COMMENTARY: The case for cancer (and why its supporters are rare and anonymous)

Monica Spees

Angry flames encircling that symbol of femininity — the bra — are normally a welcome sight for feminists and women’s activists everywhere. However, the flames that smothered the bras in front of Western Kentucky Diagnostic Imaging Center screamed a very different message from liberation and equality.

You may have heard that the night has a thousand eyes, but each of them seemed to have been shut or looking elsewhere when vandals slinked to the center on Oct. 31 and set the women’s bras ablaze.

The faceless vandals have probably never passed their mother tissues as she wept, terrified of going into surgery the next day. Nor have they waited in the kitchen as their mom helped their grandma unwrap herself so she could see her newly single-breasted chest. I would surmise that they have also not watched their mom’s radiation treatment live on a small television in a separate room. It’s unlikely they have quietly sobbed in their bunk bed on the night before the fourth grade spelling test, wondering if it’s the last test their mom will ever help them study for.

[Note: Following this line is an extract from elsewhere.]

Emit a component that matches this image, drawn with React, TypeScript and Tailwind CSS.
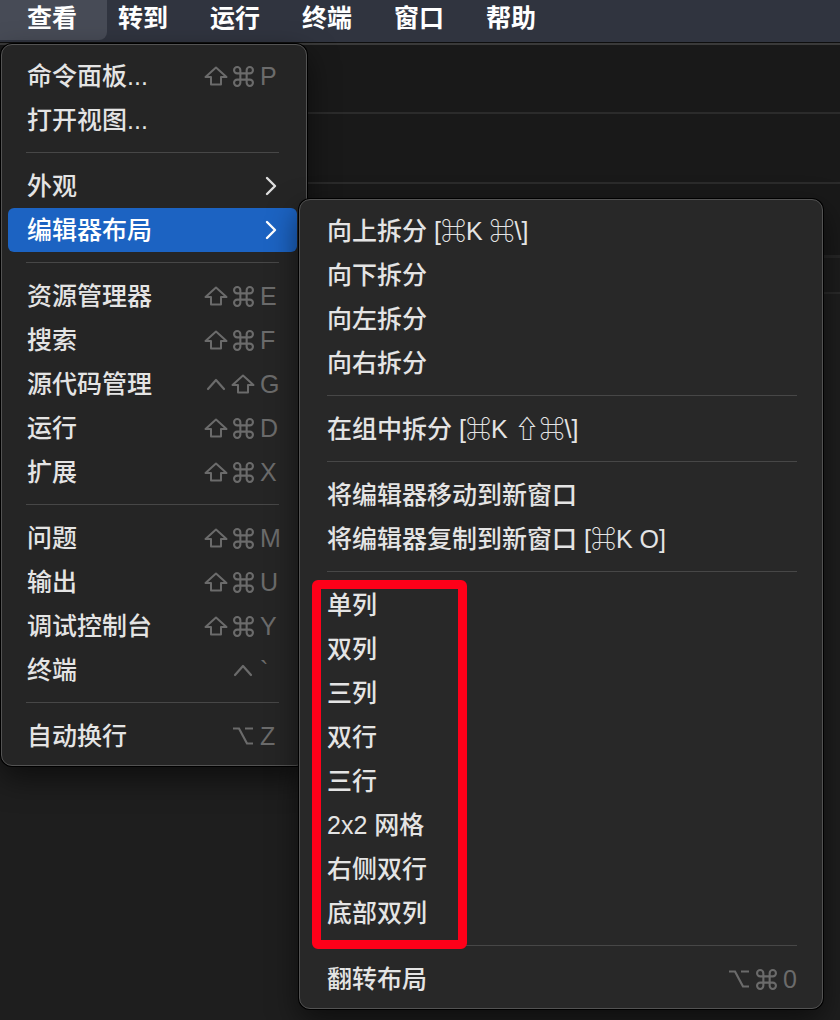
import React from 'react'

type Item =
  | 'sep'
  | {
      label: string
      keys?: string[]
      sub?: boolean
      active?: boolean
    }

const menuBar = ['查看', '转到', '运行', '终端', '窗口', '帮助']

const viewMenu: Item[] = [
  { label: '命令面板...', keys: ['shift', 'cmd', 'P'] },
  { label: '打开视图...' },
  'sep',
  { label: '外观', sub: true },
  { label: '编辑器布局', sub: true, active: true },
  'sep',
  { label: '资源管理器', keys: ['shift', 'cmd', 'E'] },
  { label: '搜索', keys: ['shift', 'cmd', 'F'] },
  { label: '源代码管理', keys: ['ctrl', 'shift', 'G'] },
  { label: '运行', keys: ['shift', 'cmd', 'D'] },
  { label: '扩展', keys: ['shift', 'cmd', 'X'] },
  'sep',
  { label: '问题', keys: ['shift', 'cmd', 'M'] },
  { label: '输出', keys: ['shift', 'cmd', 'U'] },
  { label: '调试控制台', keys: ['shift', 'cmd', 'Y'] },
  { label: '终端', keys: ['', 'ctrl', '`'] },
  'sep',
  { label: '自动换行', keys: ['', 'opt', 'Z'] },
]

const layoutMenu: Item[] = [
  { label: '向上拆分 [⌘K ⌘\\]' },
  { label: '向下拆分' },
  { label: '向左拆分' },
  { label: '向右拆分' },
  'sep',
  { label: '在组中拆分 [⌘K ⇧⌘\\]' },
  'sep',
  { label: '将编辑器移动到新窗口' },
  { label: '将编辑器复制到新窗口 [⌘K O]' },
  'sep',
  { label: '单列' },
  { label: '双列' },
  { label: '三列' },
  { label: '双行' },
  { label: '三行' },
  { label: '2x2 网格' },
  { label: '右侧双行' },
  { label: '底部双列' },
  'sep',
  { label: '翻转布局', keys: ['opt', 'cmd', '0'] },
]

const FONT = { fontFamily: '"Liberation Sans", "Noto Sans CJK SC", "DejaVu Sans", sans-serif' }

// 快捷键符号，用 svg 画
const KeyGlyph = ({ k }: { k: string }) => {
  if (k === 'shift')
    return (
      <svg width="24" height="20" viewBox="0 0 24 20" fill="none" stroke="currentColor" strokeWidth="2" strokeLinejoin="round">
        <path d="M12 1.5 22.5 11H17v7.5H7V11H1.5Z" />
      </svg>
    )
  if (k === 'cmd')
    return (
      <svg width="21" height="21" viewBox="2 2 20 20" fill="none" stroke="currentColor" strokeWidth="2">
        <path d="M15 6v12a3 3 0 1 0 3-3H6a3 3 0 1 0 3 3V6a3 3 0 1 0-3 3h12a3 3 0 1 0-3-3" />
      </svg>
    )
  if (k === 'ctrl')
    return (
      <svg width="20" height="14" viewBox="0 0 20 14" fill="none" stroke="currentColor" strokeWidth="2.2" strokeLinecap="round" strokeLinejoin="round">
        <polyline points="2,12 10,3 18,12" />
      </svg>
    )
  if (k === 'opt')
    return (
      <svg width="22" height="20" viewBox="0 0 22 20" fill="none" stroke="currentColor" strokeWidth="2.2">
        <path d="M1 2.5h6l8 15h6M13 2.5h8" />
      </svg>
    )
  if (!k) return null
  return <span className="text-[25px] leading-none">{k}</span>
}

const Shortcut = ({ keys }: { keys: string[] }) => (
  <span className="flex items-center text-[#6b6b6b]">
    <span className="flex w-[24px] justify-center">
      <KeyGlyph k={keys[0]} />
    </span>
    <span className="flex w-[30px] justify-center">
      <KeyGlyph k={keys[1]} />
    </span>
    <span className="flex w-[24px] pl-[2px]">
      <KeyGlyph k={keys[2]} />
    </span>
  </span>
)

const Chevron = () => (
  <svg width="12" height="20" viewBox="0 0 12 20" fill="none" stroke="currentColor" strokeWidth="2.4" strokeLinecap="round" strokeLinejoin="round">
    <polyline points="2,2 10,10 2,18" />
  </svg>
)

const MenuList = ({ items, shortcutPad }: { items: Item[]; shortcutPad: string }) => (
  <>
    {items.map((item, i) => {
      if (item === 'sep') {
        return (
          <div key={i} className="pt-[10px] pb-[11px] px-[18px]">
            <div className="h-px bg-[#474747]" />
          </div>
        )
      }
      return (
        <div
          key={i}
          className={`flex h-[44px] items-center justify-between rounded-[6px] pl-[19px] ${
            item.keys ? shortcutPad : 'pr-[20px]'
          } ${item.active ? 'bg-[#1c63c2] text-white' : 'text-[#e4e4e4]'}`}
        >
          <span className="text-[25px] font-medium leading-none whitespace-pre">{item.label}</span>
          {item.keys && <Shortcut keys={item.keys} />}
          {item.sub && (
            <span className={item.active ? 'text-white' : 'text-[#dedede]'}>
              <Chevron />
            </span>
          )}
        </div>
      )
    })}
  </>
)

export default function App() {
  return (
    <div className="relative h-[1020px] w-[840px] overflow-hidden bg-[#1e1e1e]" style={FONT}>
      {/* 菜单栏 */}
      <div className="flex h-[42px] items-start bg-[#30343f]">
        <div className="flex h-[40px] w-[107px] items-center rounded-br-[8px] bg-[#474b56] pl-[27px] pb-[3px]">
          <span className="text-[25px] font-semibold leading-none text-white">{menuBar[0]}</span>
        </div>
        <div className="ml-[11px] flex h-[40px] items-center gap-[42px] pb-[3px]">
          {menuBar.slice(1).map((m) => (
            <span key={m} className="text-[25px] font-semibold leading-none text-white">
              {m}
            </span>
          ))}
        </div>
      </div>
      <div className="h-px bg-[#0e0e0e]" />
      <div className="h-[2px] bg-[#3a3a3a]" />

      {/* 编辑器背景 */}
      <div className="h-[67px] bg-[#191919]" />
      <div className="h-[2px] bg-[#2b2b2b]" />
      <div className="h-[68px] bg-[#191919]" />
      <div className="h-[2px] bg-[#2b2b2b]" />
      <div className="h-[71px] bg-[#191919]" />
      <div className="h-[3px] bg-[#262626]" />
      <div className="h-[34px] bg-[#1c1c1c]" />
      <div className="h-[2px] bg-[#2a2a2a]" />

      {/* 查看 菜单 */}
      <div className="absolute left-[1px] top-[44px] w-[306px] rounded-[11px] border border-[#535353] bg-[#252525] pt-[9px] pb-[7px] pl-[6px] pr-[9px] shadow-[0_0_0_1px_#000,0_12px_30px_rgba(0,0,0,0.55)]">
        <MenuList items={viewMenu} shortcutPad="pr-[15px]" />
      </div>

      {/* 编辑器布局 子菜单 */}
      <div className="absolute left-[299px] top-[199px] w-[524px] rounded-[11px] border border-[#535353] bg-[#282828] pt-[9px] pb-[7px] pl-[7px] pr-[7px] shadow-[0_0_0_1px_#000,0_12px_30px_rgba(0,0,0,0.55)]">
        <div className="[&>div]:pl-[20px]">
          <MenuList items={layoutMenu} shortcutPad="pr-[10px]" />
        </div>
        {/* 红色标注框 */}
        <div className="absolute left-[12px] top-[380px] h-[369px] w-[155px] rounded-[6px] border-[9px] border-[#ff0019]" />
      </div>
    </div>
  )
}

Other than ignorance, perhaps there is another reason the unidentified individuals devised scorching donated bras. Because men are more likely than women to commit arson, we can assume, for our purposes, that the culprits were men. Given their likely sex and target, they may have acted out in a rage of testosterone at having never seen a bra before. More likely, they have never seen a bra off of a woman before. If so, the many bras — frilly, lacy, granny, skimpy — strung up between large breast cancer ribbons did not intend to mock their bitterness and sexual frustration.

Squelched hormones aside, I can’t help but think what kind of message the vandals were trying to send. Let the ladies have their luncheons and charity races, let them get their yearly mammograms and present their breasts on a shelf like sacrificial lambs, let them circulate pamphlets with caricatures of contented women performing self breast exams, but hanging their bras on a faux close line is going too far?

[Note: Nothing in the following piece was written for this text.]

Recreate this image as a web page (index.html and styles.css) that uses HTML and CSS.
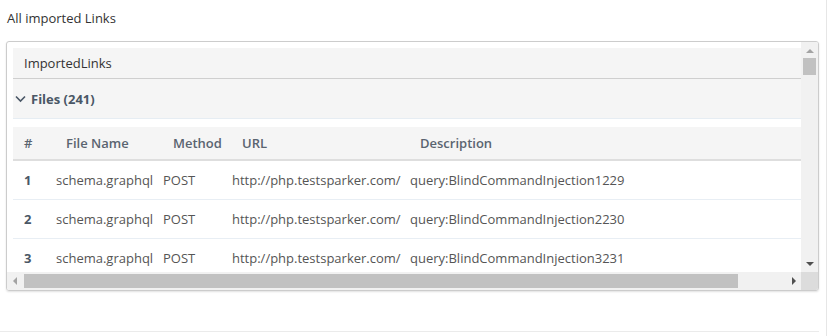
FILE: index.html
```html
<!DOCTYPE html>
<html lang="en">
  <head>
    <meta charset="UTF-8" />
    <title>All imported Links</title>
    <link rel="stylesheet" href="styles.css">
  </head>
  <body>
    <div class="page">
      <div class="page-title">All imported Links</div>

      <!-- Imported links panel -->
      <div class="panel">
        <div class="panel-view">
          <div class="panel-head">ImportedLinks</div>
          <div class="group-row">
            <svg class="chevron" width="11" height="8" viewBox="0 0 11 8">
              <path d="M1 1.5 L5.5 6 L10 1.5" fill="none" stroke="#4a5766" stroke-width="1.6" />
            </svg>
            <span>Files (241)</span>
          </div>

          <table class="links">
            <colgroup>
              <col style="width: 33px" />
              <col style="width: 107px" />
              <col style="width: 69px" />
              <col style="width: 178px" />
              <col style="width: 300px" />
              <col style="width: 170px" />
            </colgroup>
            <thead>
              <tr>
                <th class="num">#</th>
                <th>File Name</th>
                <th>Method</th>
                <th>URL</th>
                <th>Description</th>
                <th></th>
              </tr>
            </thead>
            <tbody>
              <tr>
                <td class="num">1</td>
                <td>schema.graphql</td>
                <td>POST</td>
                <td>http://php.testsparker.com/</td>
                <td>query:BlindCommandInjection1229</td>
                <td></td>
              </tr>
              <tr>
                <td class="num">2</td>
                <td>schema.graphql</td>
                <td>POST</td>
                <td>http://php.testsparker.com/</td>
                <td>query:BlindCommandInjection2230</td>
                <td></td>
              </tr>
              <tr>
                <td class="num">3</td>
                <td>schema.graphql</td>
                <td>POST</td>
                <td>http://php.testsparker.com/</td>
                <td>query:BlindCommandInjection3231</td>
                <td></td>
              </tr>
            </tbody>
          </table>
        </div>

        <!-- vertical scrollbar -->
        <div class="vscroll">
          <span class="arrow up"></span>
          <span class="vthumb"></span>
          <span class="vspace"></span>
          <span class="arrow down"></span>
        </div>

        <!-- horizontal scrollbar -->
        <div class="hscroll">
          <span class="arrow left"></span>
          <span class="hthumb"></span>
          <span class="arrow right"></span>
        </div>
        <div class="corner"></div>
      </div>

      <div class="footer-line"></div>
    </div>
  </body>
</html>
```

FILE: styles.css
```css
body {
  margin: 0;
  font-family: "Open Sans", Arial, sans-serif;
  font-size: 13px;
  color: #333;
  background: #fff;
}

.page {
  width: 827px;
  height: 336px;
  border-right: 1px solid #e6e6e6;
  padding-top: 9px;
  box-sizing: border-box;
}

.page-title {
  padding-left: 7px;
  line-height: 18px;
  color: #333;
}

/* Panel */
.panel {
  margin: 14px 0 0 6px;
  width: 813px;
  height: 250px;
  box-sizing: border-box;
  border: 1px solid #ccc;
  border-radius: 3px;
  box-shadow: 0 1px 2px rgba(0, 0, 0, 0.12);
  display: grid;
  grid-template-columns: 794px 17px;
  grid-template-rows: 230px 18px;
  overflow: hidden;
}

.panel-view {
  padding: 6px 0 0 6px;
  overflow: hidden;
}

.panel-head {
  height: 30px;
  line-height: 30px;
  padding-left: 11px;
  background: #f5f5f5;
  border-bottom: 1px solid #cfcfcf;
  color: #333;
}

.group-row {
  height: 39px;
  display: flex;
  align-items: center;
  gap: 5px;
  padding-left: 2px;
  background: #f5f5f5;
  border-bottom: 1px solid #e6edf3;
  font-weight: bold;
  color: #4a5766;
}

.links {
  margin-top: 8px;
  width: 857px;
  table-layout: fixed;
  border-collapse: collapse;
}

.links th {
  height: 32px;
  padding: 0 0 0 20px;
  text-align: left;
  font-weight: 600;
  color: #5a6470;
  background: #f5f5f5;
  border-bottom: 2px solid #dedede;
  white-space: nowrap;
}

.links td {
  height: 38px;
  padding: 0 0 0 10px;
  color: #555;
  border-bottom: 1px solid #e8eef4;
  white-space: nowrap;
}

.links .num {
  padding-left: 11px;
}

.links td.num {
  font-weight: bold;
  color: #4a5766;
}

/* Scrollbars */
.vscroll,
.hscroll {
  background: #f1f1f1;
  display: flex;
  align-items: center;
}

.vscroll {
  flex-direction: column;
  padding: 0 2px;
}

.hscroll {
  padding: 2px 0;
}

.vthumb {
  width: 13px;
  height: 17px;
  background: #c1c1c1;
}

.vspace {
  flex: 1;
}

.hthumb {
  height: 14px;
  width: 714px;
  margin-left: 7px;
  background: #c1c1c1;
}

.corner {
  background: #dcdcdc;
}

.arrow {
  width: 0;
  height: 0;
  border: 4px solid transparent;
}

.arrow.up {
  border-bottom-color: #a3a3a3;
  border-top-width: 0;
  margin: 7px 0 5px;
}

.arrow.down {
  border-top-color: #505050;
  border-bottom-width: 0;
  margin-bottom: 6px;
}

.arrow.left {
  border-right-color: #a3a3a3;
  border-left-width: 0;
  margin-left: 6px;
}

.arrow.right {
  border-left-color: #505050;
  border-right-width: 0;
  margin-left: 54px;
}

.footer-line {
  margin-top: 40px;
  width: 819px;
  border-top: 1px solid #ebebeb;
}
```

Breast cancer is no joke, but women who have breast cancer can’t take themselves too seriously, or the emotional weight alone can wear them down to a sniveling, frightened wreck. Not to suggest that optimism is always easy or always an option, but sometimes a breast cancer survivor or patient needs bras hanging up beside the road to remind them of the time they went swimming at the lake and their fake boob slipped out of their bathing suit and floated beside them in the sun-sprinkled water.

The covert bra-burners didn’t quite grasp the squiggly line between commemoration and humor that is cancer survivors’ comfort. The vandals seem to have missed out on the enriching experiences of watching their mother cry over her discolored nipple after radiation and their eighty-nine-year-old grandma stiffly twist her torso in attempts to find a comfortable position with the artificial breast in the special bra.

Bras don’t always make people comfortable.

Monica Spees

Paducah junior

This commentary doesn’t necessarily represent the views of the Herald or the university.